# DATA ROWS
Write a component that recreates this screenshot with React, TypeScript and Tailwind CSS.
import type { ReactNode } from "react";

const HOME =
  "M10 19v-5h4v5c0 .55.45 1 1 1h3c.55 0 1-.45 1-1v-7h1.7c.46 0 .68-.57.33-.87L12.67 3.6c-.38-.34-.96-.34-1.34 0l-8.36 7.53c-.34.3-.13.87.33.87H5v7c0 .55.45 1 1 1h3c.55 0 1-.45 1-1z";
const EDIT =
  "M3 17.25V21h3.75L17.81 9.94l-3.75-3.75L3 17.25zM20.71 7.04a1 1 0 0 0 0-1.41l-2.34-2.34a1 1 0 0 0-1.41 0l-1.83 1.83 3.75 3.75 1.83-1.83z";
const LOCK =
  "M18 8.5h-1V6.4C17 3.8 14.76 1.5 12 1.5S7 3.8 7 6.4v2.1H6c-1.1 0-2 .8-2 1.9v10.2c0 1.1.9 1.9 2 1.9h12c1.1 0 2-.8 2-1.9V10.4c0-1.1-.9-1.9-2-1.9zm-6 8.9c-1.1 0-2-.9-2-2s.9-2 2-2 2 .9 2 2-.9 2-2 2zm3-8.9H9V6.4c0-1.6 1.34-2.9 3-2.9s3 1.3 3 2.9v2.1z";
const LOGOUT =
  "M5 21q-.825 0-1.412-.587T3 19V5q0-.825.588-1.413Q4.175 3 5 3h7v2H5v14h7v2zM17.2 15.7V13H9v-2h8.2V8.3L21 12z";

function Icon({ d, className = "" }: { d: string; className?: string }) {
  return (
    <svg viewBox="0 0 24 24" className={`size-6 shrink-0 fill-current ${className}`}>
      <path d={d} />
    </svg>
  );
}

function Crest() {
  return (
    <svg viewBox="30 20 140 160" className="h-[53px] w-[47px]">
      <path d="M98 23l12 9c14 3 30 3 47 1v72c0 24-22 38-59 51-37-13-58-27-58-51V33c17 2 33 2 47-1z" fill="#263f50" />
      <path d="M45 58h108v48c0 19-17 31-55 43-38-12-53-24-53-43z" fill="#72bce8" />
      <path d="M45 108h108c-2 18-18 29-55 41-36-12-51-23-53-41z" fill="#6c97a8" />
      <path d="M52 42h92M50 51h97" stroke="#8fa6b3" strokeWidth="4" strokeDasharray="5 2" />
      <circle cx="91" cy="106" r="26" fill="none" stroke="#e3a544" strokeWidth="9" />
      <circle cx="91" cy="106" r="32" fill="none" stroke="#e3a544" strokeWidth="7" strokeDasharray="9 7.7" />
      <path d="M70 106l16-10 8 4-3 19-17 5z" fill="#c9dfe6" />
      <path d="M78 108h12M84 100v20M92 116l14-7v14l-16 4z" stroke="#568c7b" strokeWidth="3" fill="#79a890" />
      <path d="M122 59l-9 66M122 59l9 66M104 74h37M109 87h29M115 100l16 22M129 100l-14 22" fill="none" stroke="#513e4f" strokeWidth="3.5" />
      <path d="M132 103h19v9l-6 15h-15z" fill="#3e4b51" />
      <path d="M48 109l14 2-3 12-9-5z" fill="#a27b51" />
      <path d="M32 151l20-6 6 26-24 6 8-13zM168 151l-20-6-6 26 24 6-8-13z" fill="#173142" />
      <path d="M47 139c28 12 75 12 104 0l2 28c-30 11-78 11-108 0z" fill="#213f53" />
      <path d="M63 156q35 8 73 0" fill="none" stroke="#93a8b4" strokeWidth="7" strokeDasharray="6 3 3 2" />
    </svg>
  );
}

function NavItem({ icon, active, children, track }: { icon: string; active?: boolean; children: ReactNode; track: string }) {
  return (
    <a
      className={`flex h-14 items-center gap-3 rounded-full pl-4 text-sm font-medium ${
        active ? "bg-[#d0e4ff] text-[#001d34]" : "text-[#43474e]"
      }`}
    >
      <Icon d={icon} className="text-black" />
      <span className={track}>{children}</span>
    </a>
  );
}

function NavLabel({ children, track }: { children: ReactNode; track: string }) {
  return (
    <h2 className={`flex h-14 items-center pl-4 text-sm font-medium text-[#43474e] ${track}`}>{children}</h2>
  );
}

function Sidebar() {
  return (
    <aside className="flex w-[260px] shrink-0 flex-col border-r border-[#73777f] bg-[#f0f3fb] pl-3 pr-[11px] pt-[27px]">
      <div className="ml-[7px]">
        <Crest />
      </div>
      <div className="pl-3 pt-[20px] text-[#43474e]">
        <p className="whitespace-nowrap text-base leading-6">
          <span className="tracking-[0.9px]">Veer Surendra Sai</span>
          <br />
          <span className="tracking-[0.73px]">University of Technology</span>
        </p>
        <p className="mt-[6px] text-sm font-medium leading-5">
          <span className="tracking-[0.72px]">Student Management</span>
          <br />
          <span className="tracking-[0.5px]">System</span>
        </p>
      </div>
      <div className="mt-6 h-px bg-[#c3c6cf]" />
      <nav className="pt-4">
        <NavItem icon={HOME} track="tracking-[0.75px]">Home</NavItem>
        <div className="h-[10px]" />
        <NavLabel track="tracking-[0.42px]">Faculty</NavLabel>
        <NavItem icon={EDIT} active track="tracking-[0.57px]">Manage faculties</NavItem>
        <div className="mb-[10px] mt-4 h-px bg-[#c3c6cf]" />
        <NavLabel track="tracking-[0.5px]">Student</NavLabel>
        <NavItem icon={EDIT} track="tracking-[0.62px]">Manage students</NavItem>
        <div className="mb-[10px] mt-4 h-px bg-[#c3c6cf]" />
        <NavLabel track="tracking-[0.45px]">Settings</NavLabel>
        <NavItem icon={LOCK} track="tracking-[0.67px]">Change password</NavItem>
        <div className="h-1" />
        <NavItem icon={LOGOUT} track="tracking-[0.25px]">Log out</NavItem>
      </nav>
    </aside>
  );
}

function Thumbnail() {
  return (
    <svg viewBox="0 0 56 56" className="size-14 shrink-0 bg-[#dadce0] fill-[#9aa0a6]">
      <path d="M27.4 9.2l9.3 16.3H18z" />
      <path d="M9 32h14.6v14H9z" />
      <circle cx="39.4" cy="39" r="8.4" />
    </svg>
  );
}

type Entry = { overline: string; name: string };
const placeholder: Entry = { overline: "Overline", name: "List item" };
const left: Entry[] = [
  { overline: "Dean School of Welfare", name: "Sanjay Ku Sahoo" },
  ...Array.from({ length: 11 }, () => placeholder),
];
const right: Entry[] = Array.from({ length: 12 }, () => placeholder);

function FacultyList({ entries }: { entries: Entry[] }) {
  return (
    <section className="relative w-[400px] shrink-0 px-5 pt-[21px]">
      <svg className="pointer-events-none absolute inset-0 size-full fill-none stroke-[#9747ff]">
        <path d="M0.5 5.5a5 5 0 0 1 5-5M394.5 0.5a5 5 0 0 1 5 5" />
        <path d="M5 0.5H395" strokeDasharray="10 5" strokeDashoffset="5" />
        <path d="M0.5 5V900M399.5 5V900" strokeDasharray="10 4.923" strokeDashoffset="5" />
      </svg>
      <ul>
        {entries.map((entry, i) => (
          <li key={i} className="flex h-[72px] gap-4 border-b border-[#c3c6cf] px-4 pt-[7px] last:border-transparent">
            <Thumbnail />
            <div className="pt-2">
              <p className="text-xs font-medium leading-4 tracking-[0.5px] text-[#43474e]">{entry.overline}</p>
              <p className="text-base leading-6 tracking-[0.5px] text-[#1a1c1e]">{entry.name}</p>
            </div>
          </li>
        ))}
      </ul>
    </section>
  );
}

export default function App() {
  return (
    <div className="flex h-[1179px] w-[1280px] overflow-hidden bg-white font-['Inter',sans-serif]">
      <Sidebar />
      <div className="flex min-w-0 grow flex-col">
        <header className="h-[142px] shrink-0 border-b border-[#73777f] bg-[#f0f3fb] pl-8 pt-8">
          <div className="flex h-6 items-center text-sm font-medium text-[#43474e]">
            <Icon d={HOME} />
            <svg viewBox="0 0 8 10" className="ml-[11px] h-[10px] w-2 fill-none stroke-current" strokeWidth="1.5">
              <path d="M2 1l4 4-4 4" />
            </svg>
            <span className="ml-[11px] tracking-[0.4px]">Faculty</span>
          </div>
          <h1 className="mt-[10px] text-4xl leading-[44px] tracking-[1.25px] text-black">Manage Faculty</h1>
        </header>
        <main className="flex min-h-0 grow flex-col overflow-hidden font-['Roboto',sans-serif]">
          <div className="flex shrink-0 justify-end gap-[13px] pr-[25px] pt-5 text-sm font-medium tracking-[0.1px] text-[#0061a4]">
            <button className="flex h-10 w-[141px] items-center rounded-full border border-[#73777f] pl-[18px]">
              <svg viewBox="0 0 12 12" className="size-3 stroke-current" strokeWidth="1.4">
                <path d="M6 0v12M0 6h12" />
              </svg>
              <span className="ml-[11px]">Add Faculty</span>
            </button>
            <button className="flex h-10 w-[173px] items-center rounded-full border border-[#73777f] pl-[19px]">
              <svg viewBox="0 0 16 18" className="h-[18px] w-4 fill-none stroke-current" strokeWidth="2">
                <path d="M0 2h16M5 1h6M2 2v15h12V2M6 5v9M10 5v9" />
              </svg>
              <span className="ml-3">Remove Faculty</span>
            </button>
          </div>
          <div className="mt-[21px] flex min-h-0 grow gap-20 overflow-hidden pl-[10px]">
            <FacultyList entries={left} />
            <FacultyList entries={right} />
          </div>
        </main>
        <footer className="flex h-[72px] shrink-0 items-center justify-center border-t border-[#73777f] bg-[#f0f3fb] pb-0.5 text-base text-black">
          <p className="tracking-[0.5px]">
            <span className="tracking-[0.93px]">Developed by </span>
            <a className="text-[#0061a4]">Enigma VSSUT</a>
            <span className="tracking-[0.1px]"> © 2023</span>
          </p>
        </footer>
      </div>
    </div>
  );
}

==

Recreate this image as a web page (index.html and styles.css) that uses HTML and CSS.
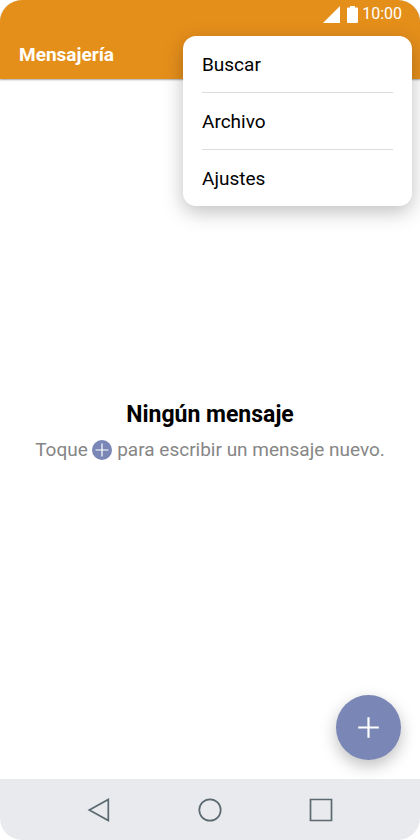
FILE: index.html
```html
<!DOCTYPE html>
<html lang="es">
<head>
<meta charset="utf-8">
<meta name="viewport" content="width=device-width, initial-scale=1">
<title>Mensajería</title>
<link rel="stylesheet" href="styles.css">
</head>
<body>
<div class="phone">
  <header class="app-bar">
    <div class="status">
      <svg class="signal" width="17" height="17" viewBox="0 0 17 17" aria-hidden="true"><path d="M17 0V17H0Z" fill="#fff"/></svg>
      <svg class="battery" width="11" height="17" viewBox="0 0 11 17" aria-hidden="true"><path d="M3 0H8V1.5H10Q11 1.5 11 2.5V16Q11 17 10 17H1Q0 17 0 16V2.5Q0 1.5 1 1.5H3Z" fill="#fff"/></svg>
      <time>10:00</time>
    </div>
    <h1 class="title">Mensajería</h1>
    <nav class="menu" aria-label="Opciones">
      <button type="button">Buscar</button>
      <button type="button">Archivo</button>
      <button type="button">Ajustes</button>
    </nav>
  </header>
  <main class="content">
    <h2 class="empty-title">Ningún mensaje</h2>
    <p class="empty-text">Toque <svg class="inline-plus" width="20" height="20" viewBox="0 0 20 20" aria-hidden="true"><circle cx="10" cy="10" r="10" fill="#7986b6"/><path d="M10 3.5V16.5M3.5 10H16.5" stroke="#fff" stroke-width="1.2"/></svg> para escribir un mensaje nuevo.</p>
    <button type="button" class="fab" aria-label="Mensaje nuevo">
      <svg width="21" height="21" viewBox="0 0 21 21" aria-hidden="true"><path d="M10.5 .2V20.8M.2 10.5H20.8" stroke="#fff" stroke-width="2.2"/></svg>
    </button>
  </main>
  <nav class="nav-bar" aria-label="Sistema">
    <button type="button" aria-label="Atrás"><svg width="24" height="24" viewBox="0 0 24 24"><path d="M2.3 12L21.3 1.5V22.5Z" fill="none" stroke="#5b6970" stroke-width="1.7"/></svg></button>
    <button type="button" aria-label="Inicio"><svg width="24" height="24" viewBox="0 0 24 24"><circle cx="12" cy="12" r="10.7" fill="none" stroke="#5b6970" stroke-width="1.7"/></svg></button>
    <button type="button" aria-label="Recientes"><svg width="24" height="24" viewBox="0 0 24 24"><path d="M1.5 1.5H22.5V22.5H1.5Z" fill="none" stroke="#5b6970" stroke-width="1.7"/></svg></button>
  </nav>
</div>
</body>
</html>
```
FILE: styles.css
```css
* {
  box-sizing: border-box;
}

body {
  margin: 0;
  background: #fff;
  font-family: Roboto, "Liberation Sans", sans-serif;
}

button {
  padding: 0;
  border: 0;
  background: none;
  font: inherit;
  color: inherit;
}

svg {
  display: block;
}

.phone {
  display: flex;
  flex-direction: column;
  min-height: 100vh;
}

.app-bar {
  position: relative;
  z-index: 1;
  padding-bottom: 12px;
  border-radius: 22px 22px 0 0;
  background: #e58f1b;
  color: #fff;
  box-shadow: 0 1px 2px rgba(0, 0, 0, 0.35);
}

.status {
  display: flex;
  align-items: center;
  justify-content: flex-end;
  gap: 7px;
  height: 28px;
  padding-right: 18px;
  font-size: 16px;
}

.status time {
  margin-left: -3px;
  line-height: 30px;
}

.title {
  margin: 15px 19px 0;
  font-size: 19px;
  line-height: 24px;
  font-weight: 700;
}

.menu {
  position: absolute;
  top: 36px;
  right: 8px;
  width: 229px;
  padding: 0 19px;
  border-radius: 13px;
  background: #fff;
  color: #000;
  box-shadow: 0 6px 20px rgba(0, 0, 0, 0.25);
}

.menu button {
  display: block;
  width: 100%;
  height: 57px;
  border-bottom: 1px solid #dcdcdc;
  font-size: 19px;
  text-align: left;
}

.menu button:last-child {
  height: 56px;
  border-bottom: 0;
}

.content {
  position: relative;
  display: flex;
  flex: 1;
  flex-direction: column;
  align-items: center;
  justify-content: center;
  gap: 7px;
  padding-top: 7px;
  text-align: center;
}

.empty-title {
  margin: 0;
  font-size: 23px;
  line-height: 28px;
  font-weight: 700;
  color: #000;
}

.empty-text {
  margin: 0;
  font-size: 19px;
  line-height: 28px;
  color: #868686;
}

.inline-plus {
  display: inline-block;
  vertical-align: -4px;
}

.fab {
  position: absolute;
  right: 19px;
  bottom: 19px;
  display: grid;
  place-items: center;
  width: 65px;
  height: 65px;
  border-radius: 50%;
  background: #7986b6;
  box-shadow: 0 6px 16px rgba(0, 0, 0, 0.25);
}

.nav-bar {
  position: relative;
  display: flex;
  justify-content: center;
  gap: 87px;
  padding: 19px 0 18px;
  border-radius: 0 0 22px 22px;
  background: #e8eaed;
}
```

...

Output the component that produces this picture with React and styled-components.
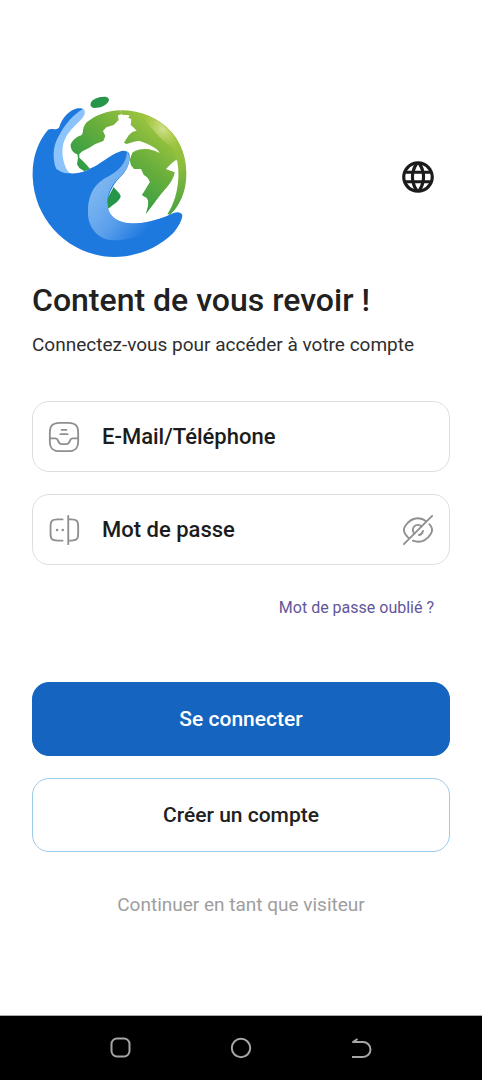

# WHAT IS REQUIRED
Among the entries above, how many lines hold the string "styles"? Respond with nothing but the number.

# SOLUTION TO THIS TASK
3